Now, James’ thoughts on the Jeremy O. Harris play about race, sex, power relations, trauma, and interracial relationships ring more true than ever before, as the racial divide in the United States is brought to the forefront of the conversation and will not go away until it is fixed once and for all. “The biggest lesson we all can take away from this play is that the awkwardness you may feel when watching it and this form of discomfort often leads to something that is vulnerable or unchecked within yourself, or a conversation that you maybe haven’t had or are too uncomfortable to have,” James explained to HL back in February. “What was exciting about Slave Play within the context of the two hours of audience traffic every night was the conversation that spilled out onto the streets after the show. It’s rare that the conversation continues days and weeks after and people come up to me on the street and they say, ‘I haven’t stopped talking about this,’ or ‘I so identified with your with your role.'”
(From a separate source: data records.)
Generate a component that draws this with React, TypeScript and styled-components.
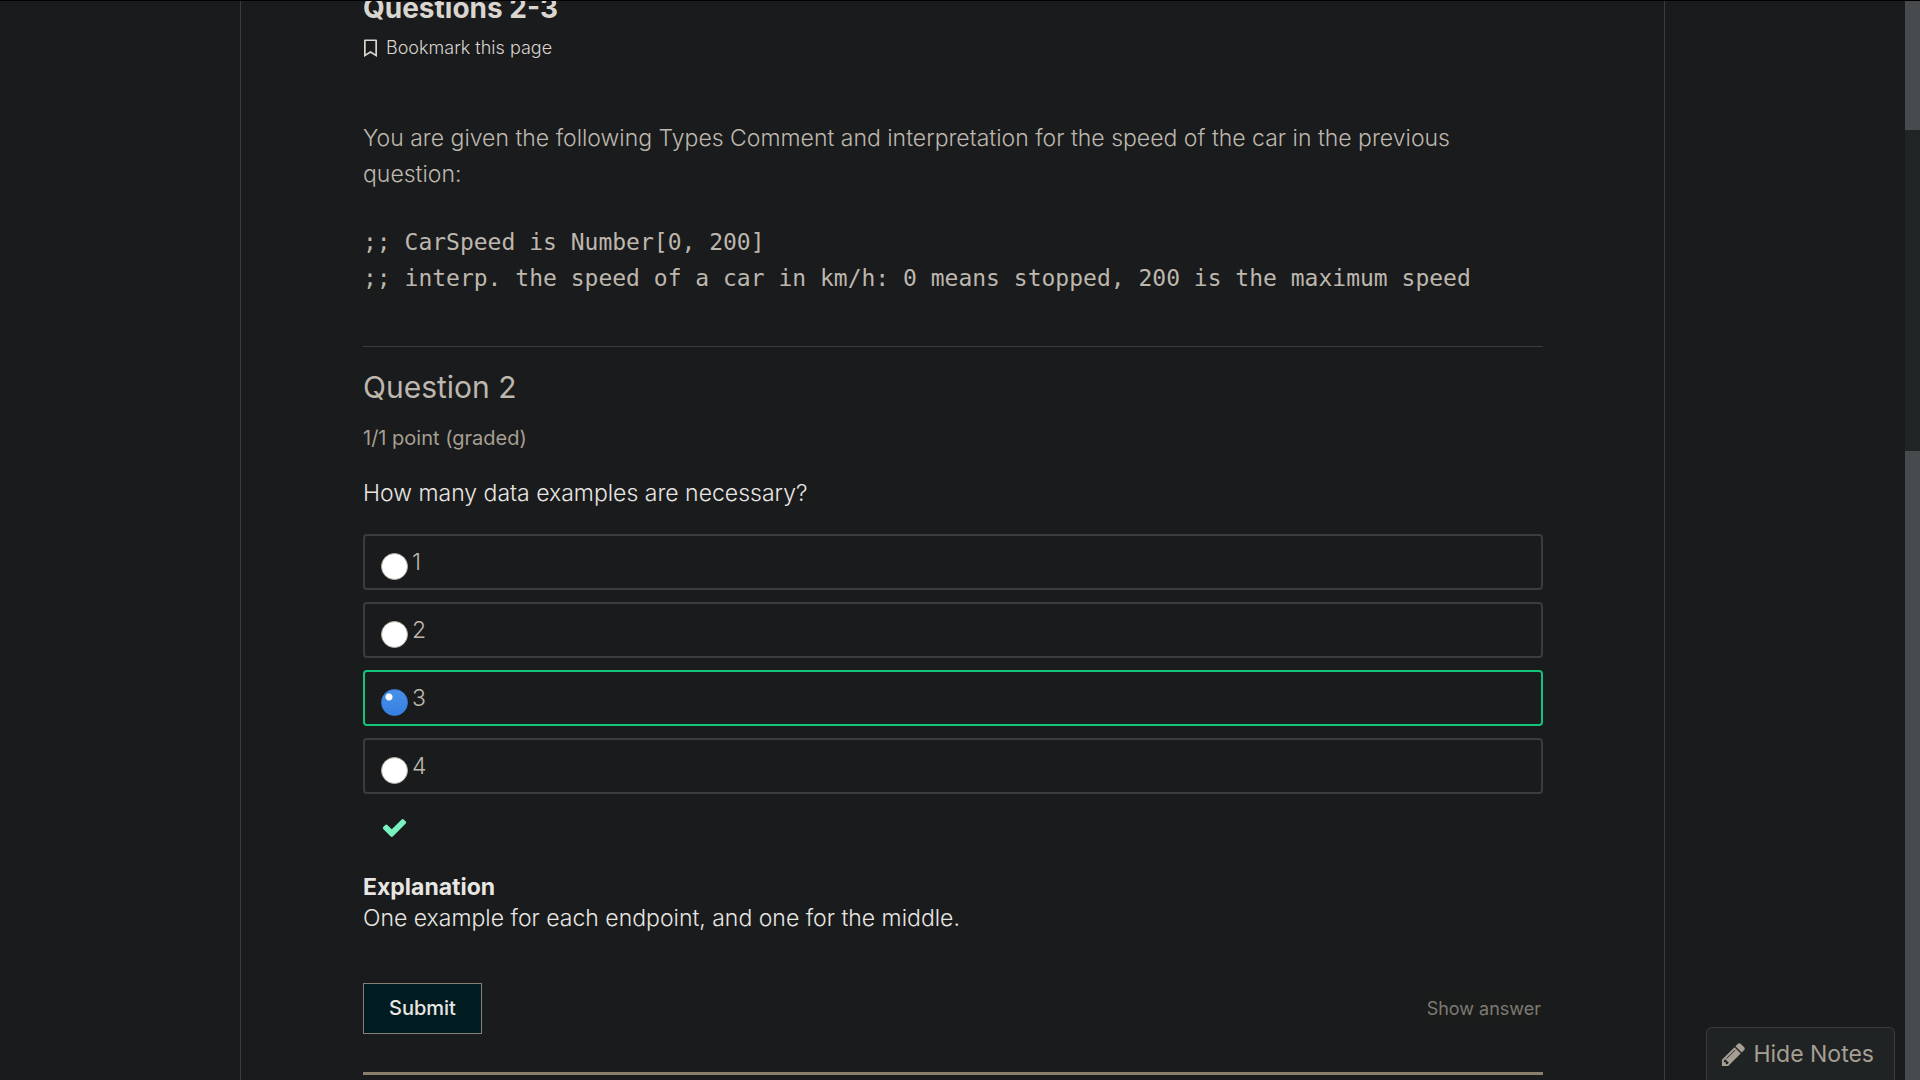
import React, { useState } from "react";
import styled, { createGlobalStyle } from "styled-components";

const color = {
  page: "#1a1b1c",
  panel: "#202324",
  line: "#3a3c3e",
  text: "#bdb7ae",
  muted: "#a69f93",
  bright: "#e8e6e3",
  good: "#13c27b",
};

const GlobalStyle = createGlobalStyle`
  *, *::before, *::after { box-sizing: border-box; }
  body {
    margin: 0;
    background: ${color.page};
    color: ${color.text};
    font-family: Inter, "Liberation Sans", sans-serif;
    font-size: 23px;
    font-weight: 300;
    line-height: 36px;
  }
`;

const Shell = styled.div`
  display: flex;
  height: 100vh;
  overflow: hidden;
  border-top: 1px solid #000;
`;

const Viewport = styled.div`
  display: flex;
  flex: 1;
  min-width: 0;
  padding: 0 240px;
  overflow: hidden;
`;

const Column = styled.main`
  display: flow-root;
  flex: 1;
  min-width: 0;
  padding: 0 121px 0 122px;
  border: solid ${color.line};
  border-width: 0 1px;
`;

const PageTitle = styled.h1`
  margin: -11px 0 0;
  font-size: 28px;
  line-height: 36px;
  font-weight: 700;
  color: #d9d5cf;
`;

const BookmarkButton = styled.button`
  display: flex;
  align-items: center;
  gap: 8px;
  margin-top: 10px;
  padding: 0;
  border: 0;
  background: none;
  color: #d9d5cf;
  font: inherit;
  font-size: 18px;
  line-height: 24px;
`;

const Prompt = styled.p`
  margin: 60px 0 32px;
`;

const Code = styled.pre`
  margin: 0;
  font-family: "DejaVu Sans Mono", monospace;
  font-size: 23px;
  line-height: 36px;
  white-space: pre-wrap;
`;

const Problem = styled.form`
  margin-top: 50px;
  border-top: 1px solid ${color.line};
`;

const ProblemTitle = styled.h2`
  margin: 22px 0 0;
  font-size: 30px;
  line-height: 36px;
  font-weight: 400;
`;

const Progress = styled.p`
  margin: 21px 0 0;
  font-size: 20px;
  font-weight: 400;
  line-height: 24px;
  color: ${color.muted};
`;

const Choices = styled.fieldset`
  display: flex;
  flex-direction: column;
  gap: 12px;
  min-width: 0;
  margin: 25px 0 0;
  padding: 0;
  border: 0;
`;

const Legend = styled.legend`
  margin-bottom: 23px;
  padding: 0;
  color: ${color.bright};
`;

const Choice = styled.label<{ $correct: boolean }>`
  display: flex;
  align-items: center;
  gap: 4px;
  height: 56px;
  padding: 0 16px;
  border: 2px solid ${(p) => (p.$correct ? color.good : color.line)};
  border-radius: 4px;
`;

const Radio = styled.input`
  appearance: none;
  flex: none;
  width: 27px;
  height: 27px;
  margin: 9px 0 0;
  border: 1px solid #b3ada3;
  border-radius: 50%;
  background: #fff;

  &:checked {
    border-color: #3a7ed8;
    background:
      radial-gradient(circle at 7px 7px, #fff 3px, transparent 4px),
      linear-gradient(#4a90e8, #3580e4);
  }
`;

const Status = styled.div`
  display: flex;
  margin: 20px 0 0 18px;
  color: #78f2c0;
`;

const Explanation = styled.section`
  margin-top: 31px;
  line-height: 31px;
  color: ${color.bright};

  h3, p {
    margin: 0;
    font-size: 23px;
  }
`;

const Actions = styled.div`
  display: flex;
  align-items: center;
  justify-content: space-between;
  margin-top: 49px;
  padding-bottom: 38px;
  border-bottom: 3px solid #8a7e6c;
`;

const SubmitButton = styled.button`
  padding: 0 25px;
  border: 1px solid #857f74;
  background: #001c21;
  color: ${color.bright};
  font: inherit;
  font-size: 20px;
  font-weight: 500;
  line-height: 49px;
`;

const AnswerButton = styled.button`
  padding: 2px;
  border: 0;
  background: #1a1c1b;
  color: #7d7a73;
  font: inherit;
  font-size: 18px;
  font-weight: 400;
  line-height: 24px;
`;

const NotesButton = styled.button`
  position: fixed;
  right: 25px;
  bottom: 0;
  display: flex;
  align-items: center;
  gap: 6px;
  height: 53px;
  padding: 0 20px 0 13px;
  border: 1px solid ${color.line};
  border-bottom: 0;
  border-radius: 6px 6px 0 0;
  background: ${color.panel};
  color: ${color.muted};
  font: inherit;
  font-size: 23px;
  font-weight: 400;
`;

const Glyph = styled.svg`
  flex: none;
  width: 27px;
  height: 27px;
  fill: currentColor;
`;

const ScrollTrack = styled.div`
  display: grid;
  grid-template-rows: 129fr 321fr 629fr;
  width: 15px;
  background: #202425;
`;

const ScrollThumb = styled.div`
  background: #474b4d;
  &:last-child { grid-row: 3; }
`;

const choices = ["1", "2", "3", "4"];

export default function App() {
  const [answer, setAnswer] = useState("3");
  return (
    <>
      <GlobalStyle />
      <Shell>
        <Viewport>
          <Column>
            <PageTitle>Questions 2-3</PageTitle>
            <BookmarkButton type="button">
              <svg width="15" height="19" viewBox="0 0 15 19" aria-hidden="true">
                <path fill="currentColor" fillRule="evenodd" d="M2 0.500h11Q14 0.500 14 1.500V18l-6.500-4L1 18V1.500Q1 0.500 2 0.500zM2.700 2v13l4.800-3 4.800 3V2z" />
              </svg>
              Bookmark this page
            </BookmarkButton>
            <Prompt>
              You are given the following Types Comment and interpretation for the speed of the car in the previous
              question:
            </Prompt>
            <Code>{";; CarSpeed is Number[0, 200]\n;; interp. the speed of a car in km/h: 0 means stopped, 200 is the maximum speed"}</Code>
            <Problem onSubmit={(e) => e.preventDefault()}>
              <ProblemTitle>Question 2</ProblemTitle>
              <Progress>1/1 point (graded)</Progress>
              <Choices>
                <Legend>How many data examples are necessary?</Legend>
                {choices.map((c) => (
                  <Choice key={c} $correct={c === "3"}>
                    <Radio type="radio" name="examples" value={c} checked={answer === c} onChange={() => setAnswer(c)} />
                    {c}
                  </Choice>
                ))}
              </Choices>
              <Status role="img" aria-label="Correct">
                <Glyph viewBox="0 0 1792 1792" aria-hidden="true">
                  <path d="M1671 566q0 40-28 68l-724 724-136 136q-28 28-68 28t-68-28l-136-136-362-362q-28-28-28-68t28-68l136-136q28-28 68-28t68 28l294 295 656-657q28-28 68-28t68 28l136 136q28 28 28 68z" />
                </Glyph>
              </Status>
              <Explanation>
                <h3>Explanation</h3>
                <p>One example for each endpoint, and one for the middle.</p>
              </Explanation>
              <Actions>
                <SubmitButton type="submit">Submit</SubmitButton>
                <AnswerButton type="button">Show answer</AnswerButton>
              </Actions>
            </Problem>
          </Column>
        </Viewport>
        <ScrollTrack aria-hidden="true">
          <ScrollThumb />
          <ScrollThumb />
        </ScrollTrack>
      </Shell>
      <NotesButton type="button">
        <Glyph viewBox="0 0 1792 1792" aria-hidden="true">
          <path d="M491 1536l91-91-235-235-91 91v107h128v128h107zm523-928q0-22-22-22-10 0-17 7l-542 542q-7 7-7 17 0 22 22 22 10 0 17-7l542-542q7-7 7-17zm-54-192l416 416-832 832h-416v-416zm683 96q0 53-37 90l-166 166-416-416 166-165q36-38 90-38 53 0 91 38l235 234q37 39 37 91z" />
        </Glyph>
        Hide Notes
      </NotesButton>
    </>
  );
}
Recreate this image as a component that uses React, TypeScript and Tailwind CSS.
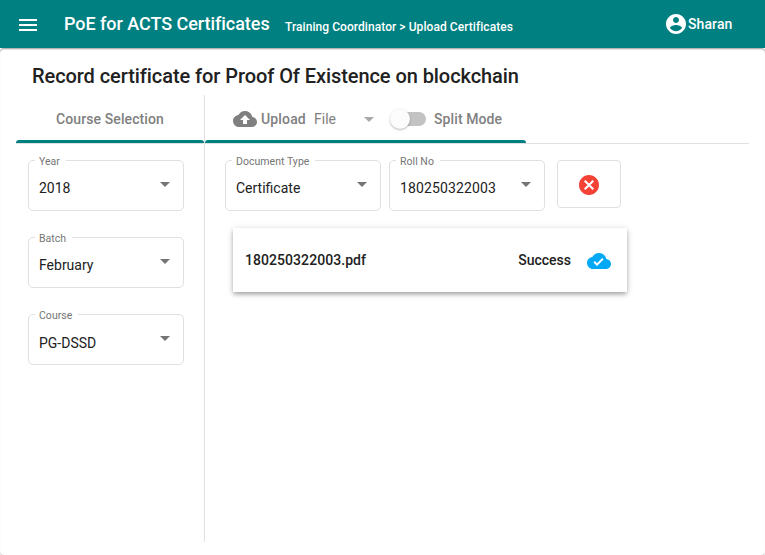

In Slave Play, James Cusati-Moyer takes on the role of Dustin, an actor in an interracial relationship who does not identify as caucasian, but those around him are quick to do so for him. He originated the role at the New York Theatre Workshop staging and continued as Dustin on Broadway until the play’s final performance on January 19, 2020. “This role opened my eyes to how I identified. I finally heard myself and how I wrestle with my own privilege, compared to the average Black American,” James reflected. “There were so many those socio-political conversations that happened in the play. It’s necessary to dive into the discomfort and make friends with it and say, ‘Perhaps I’m uneducated about this, perhaps I’m naive. I want to learn.’ Taking that step and saying, ‘Let’s learn about this, let’s really dive into racial politics within our society and within our country,’ as people, as a city, it’s really so exciting that a play can do that.”
James revealed the biggest shift he felt in the role was taking Slave Play to the Broadway stage, where the audience was predominately older, white and grew to 800 people a night instead of the 200 the cast was used to Off-Broadway. “The performance shifted every day, every night. I’ve never been so kept on my toes,” he said. “I was pleasantly surprised and humbled by the fact that there was there was an active and vibrant response that you could feel every single night, that was different every single night.”
He added that when Slave Play made the shift to the Broadway stage, it was important they didn’t “inflate” or “amp up” any moment “for the sake of the Broadway stage.” “I think that’s how Slave Play and our performance has kept us integrity, it’s that we didn’t shift who we were and what story we were telling, or how we presented it to a Broadway house,” James said.